The issue of parenting is a very complex thing because as I am currently a custodial stepmother, I understand that there are many different circumstances that lead to one of the parents not being a part of their child’s life, whether it’s because of choice, out of infidelity and loyalty to another, out of extreme circumstances where the state takes your children away for one reason or another, whatever the case may be. I have witnessed first hand the struggles that a woman faces when raising children on her own as my mother and adoptive father divorced when I was 15, to watching my boyfriend raise his son on his own before we all moved in together and became a family, and I have to say that women have it so much harder. It’s harder for a woman to find a descent job to support her family than it is for a man. It’s hard to find that balance of work/family life when you’re a single parent, and it’s no wonder that single parents, women in particular, are usually part of the lower classes or lower middle classes.
My mother put on a good front. She raised us as a middle class family with low class funds. Somehow my mother found a way to always make ends meet, probably with the help of my grandfather who always has been a big part of my life until his death close to 3 years ago. I never went without but I did learn early on the value of a dollar and started working the moment I was old enough to work. This was her struggle throughout my entire childhood.
Why do I make this sound as if my mother had always been a single parent? My father worked hard all the time. When he first married my mother he was still in college and worked full-time as well, so we hardly saw him. Then after he graduated, he helped his father with the family business and that drained him of all the time he had as well. The weekends were his time to relax and rightfully so, but we spent most of our days with my mother. She’s the one who drove us to school, drove us to ballet, Boy Scout meetings, softball/baseball practices, cheerleading practices, birthday parties, and every other activity that me and my brothers were a part of. My dad participated when he could but he normally couldn’t.
This is another problem that I feel is plaguing our society. I would call him an absentee father, but not completely as he was there some of the time but not most of the time like I would have liked him to be. This seems to be a problem with some of the lower classes where both parents are together, especially during a recession like the one this country is going through now because the fathers seem to be working harder to make ends meet, as are the mothers, but the mothers always seem to make time for their children. Is this because of the gender stereotypes plaguing our societies? Is this what “the other side” claims as being the reason why women don’t make more money in the workforce than they should and is this their justification for things being the way they are? These are all random questions that pop in my head from time to time when I consider my history and the current state of our societies and women.
I believe in equality. I believe that a man and a woman should be equal participants in their child’s life. I’m not saying that this is the only way it should be because this would be an ignorant statement as there are many other factors to take into consideration. What I am saying is that if a couple is together and they have a great relationship, and both parties work, then they should both find a way to equally be a part of their child’s life.

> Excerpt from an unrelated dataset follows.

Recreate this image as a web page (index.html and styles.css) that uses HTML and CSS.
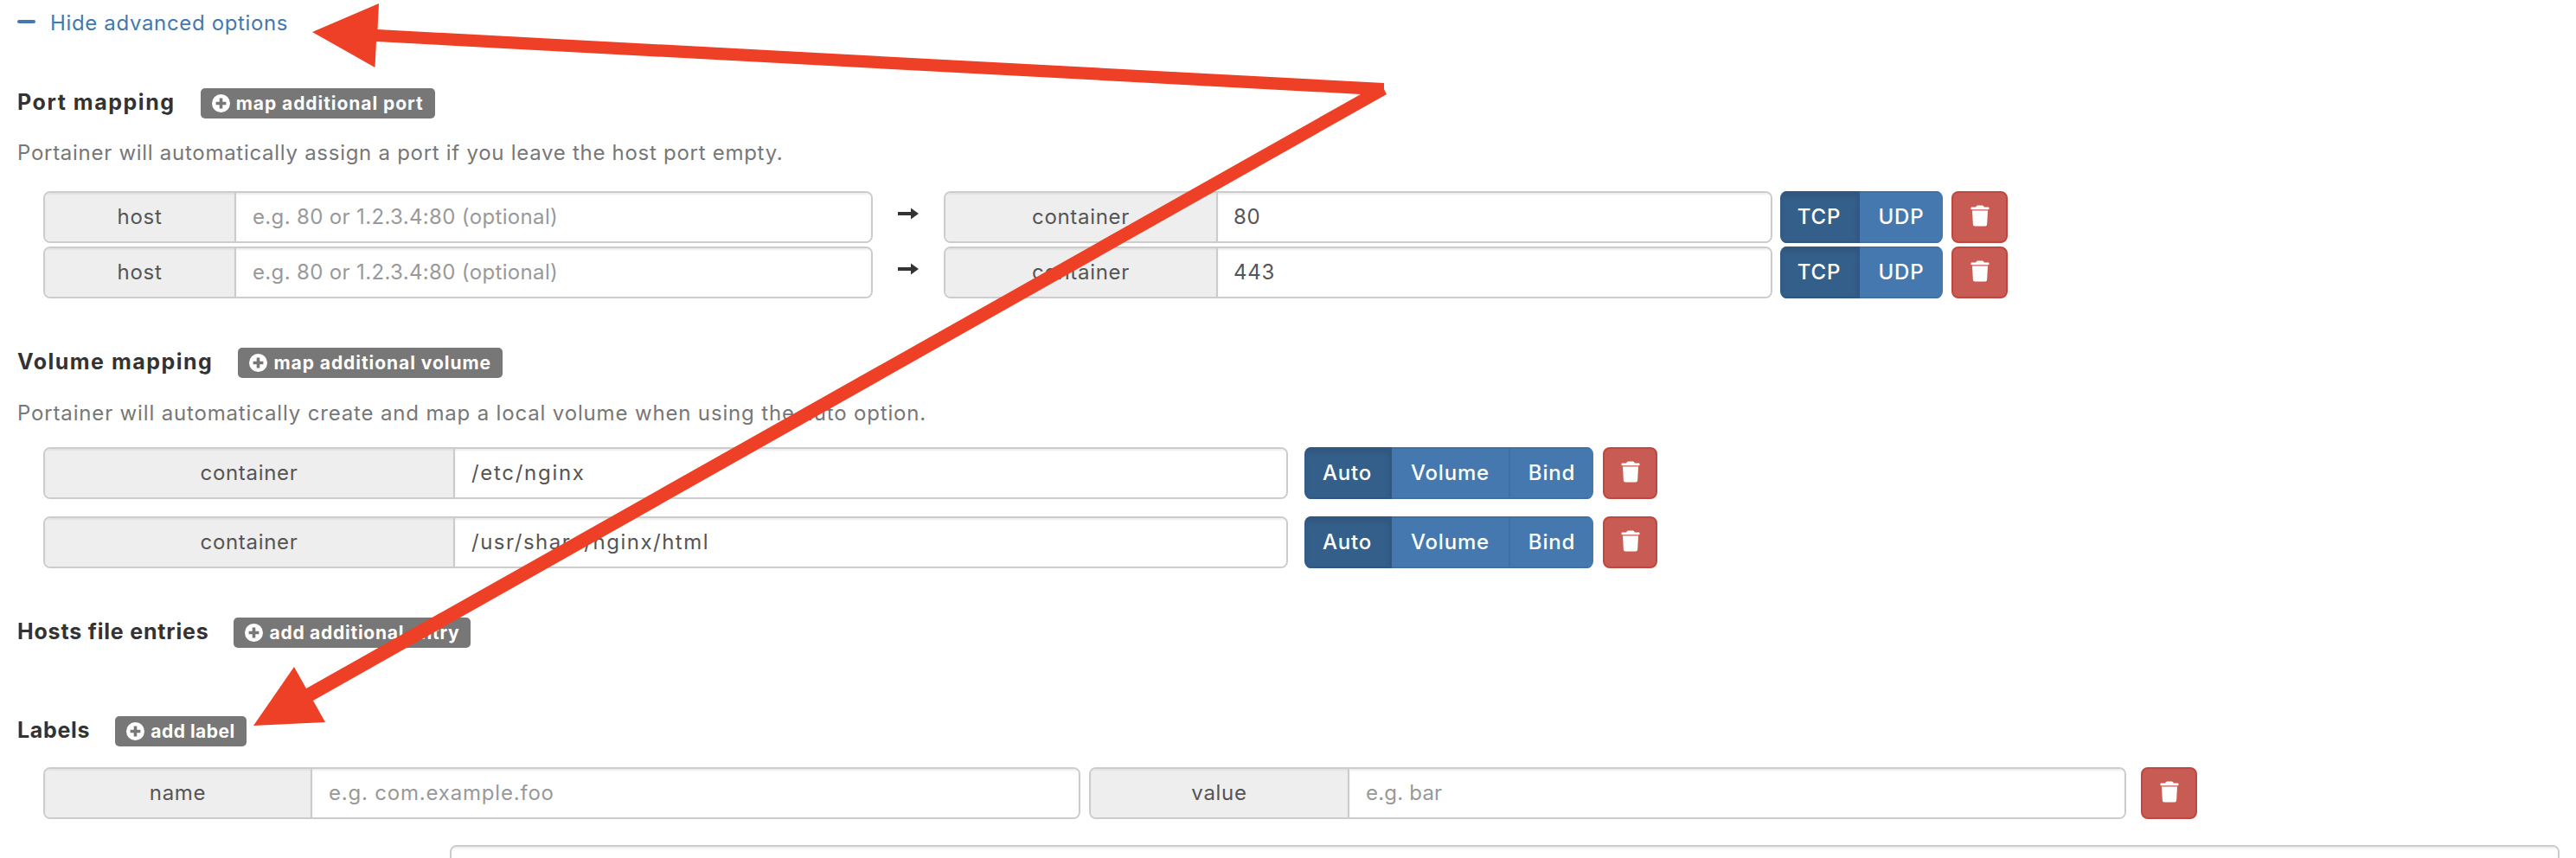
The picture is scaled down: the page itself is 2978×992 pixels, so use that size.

In a separate but equal issue, I was reading CNN’s latest on Obama’s speech at the Apostolic Church of God where he addresses the black fathers who have not been a part of their child’s life and tells them basically that they need to take responsibility for their children. His father apparently left when he was 2 years old, and I know at that age it has to be incredibly rough to know your father, idolize your father, and then have him leave your life, so I’m sure he’s speaking from the heart when he makes these statements. I know from experience that not having a father be a big part of your life can lead to a lot of emotional problems, especially when it comes to your self-esteem and self worth, and I don’t mean this in the sense of say like to lesbian couples raising a child. I mean this in the sense of having a father in your life and he’s either an absentee like my father was or just flat out abandons you. This can go either way though because I see the same issues I had in my stepson because of how little his mother is in his life. If there is a child/parent relationship that has already been established, having that changed or allowing other problems to interfere so the relationship can not evolve into a truly substantive relationship can cause a lot of psychological damage to the child. Even a divorce is a hard thing for a child to cope with, but if you still take an active role in the life of your child, that trauma can be lessened and the relationship can still evolve.
I’m sure there are many different situations that I’m leaving out but I’m hoping that by this little article that I’m writing, I would hope that it has made some people at least consider the relationship they have with their child and if they can, make a little extra effort to nourish their relationship with their child to ensure themselves that their child will be healthy, happy, and sane.